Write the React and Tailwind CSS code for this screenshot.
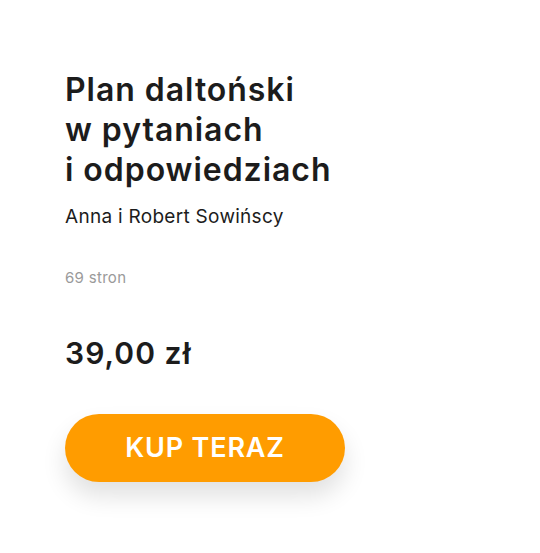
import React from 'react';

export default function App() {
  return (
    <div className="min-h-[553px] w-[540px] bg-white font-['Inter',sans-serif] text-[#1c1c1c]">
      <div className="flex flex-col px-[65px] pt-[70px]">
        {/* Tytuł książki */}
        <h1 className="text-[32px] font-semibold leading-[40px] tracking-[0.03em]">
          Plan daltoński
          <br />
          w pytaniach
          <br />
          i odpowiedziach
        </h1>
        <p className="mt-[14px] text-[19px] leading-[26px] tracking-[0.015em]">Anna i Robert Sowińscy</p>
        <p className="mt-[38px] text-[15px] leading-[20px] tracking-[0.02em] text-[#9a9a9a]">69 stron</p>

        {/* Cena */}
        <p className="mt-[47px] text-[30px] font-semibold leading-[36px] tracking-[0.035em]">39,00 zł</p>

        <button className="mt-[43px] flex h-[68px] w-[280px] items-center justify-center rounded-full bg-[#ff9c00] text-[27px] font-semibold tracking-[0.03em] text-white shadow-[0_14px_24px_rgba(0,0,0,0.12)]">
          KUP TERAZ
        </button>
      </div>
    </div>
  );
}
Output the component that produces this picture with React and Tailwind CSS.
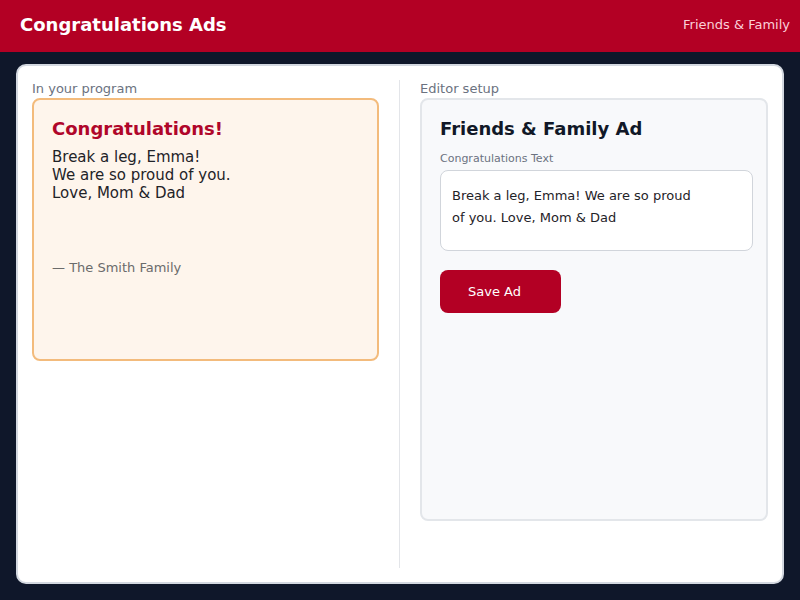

**Brief**
Your task is to repeat the data above exactly while excluding the pictures.

**Solution for this problem**
Write the React and Tailwind CSS code for this screenshot.
import React from 'react';

export default function App() {
  return (
    <div className="min-h-[553px] w-[540px] bg-white font-['Inter',sans-serif] text-[#1c1c1c]">
      <div className="flex flex-col px-[65px] pt-[70px]">
        {/* Tytuł książki */}
        <h1 className="text-[32px] font-semibold leading-[40px] tracking-[0.03em]">
          Plan daltoński
          <br />
          w pytaniach
          <br />
          i odpowiedziach
        </h1>
        <p className="mt-[14px] text-[19px] leading-[26px] tracking-[0.015em]">Anna i Robert Sowińscy</p>
        <p className="mt-[38px] text-[15px] leading-[20px] tracking-[0.02em] text-[#9a9a9a]">69 stron</p>

        {/* Cena */}
        <p className="mt-[47px] text-[30px] font-semibold leading-[36px] tracking-[0.035em]">39,00 zł</p>

        <button className="mt-[43px] flex h-[68px] w-[280px] items-center justify-center rounded-full bg-[#ff9c00] text-[27px] font-semibold tracking-[0.03em] text-white shadow-[0_14px_24px_rgba(0,0,0,0.12)]">
          KUP TERAZ
        </button>
      </div>
    </div>
  );
}
Output the component that produces this picture with React and Tailwind CSS.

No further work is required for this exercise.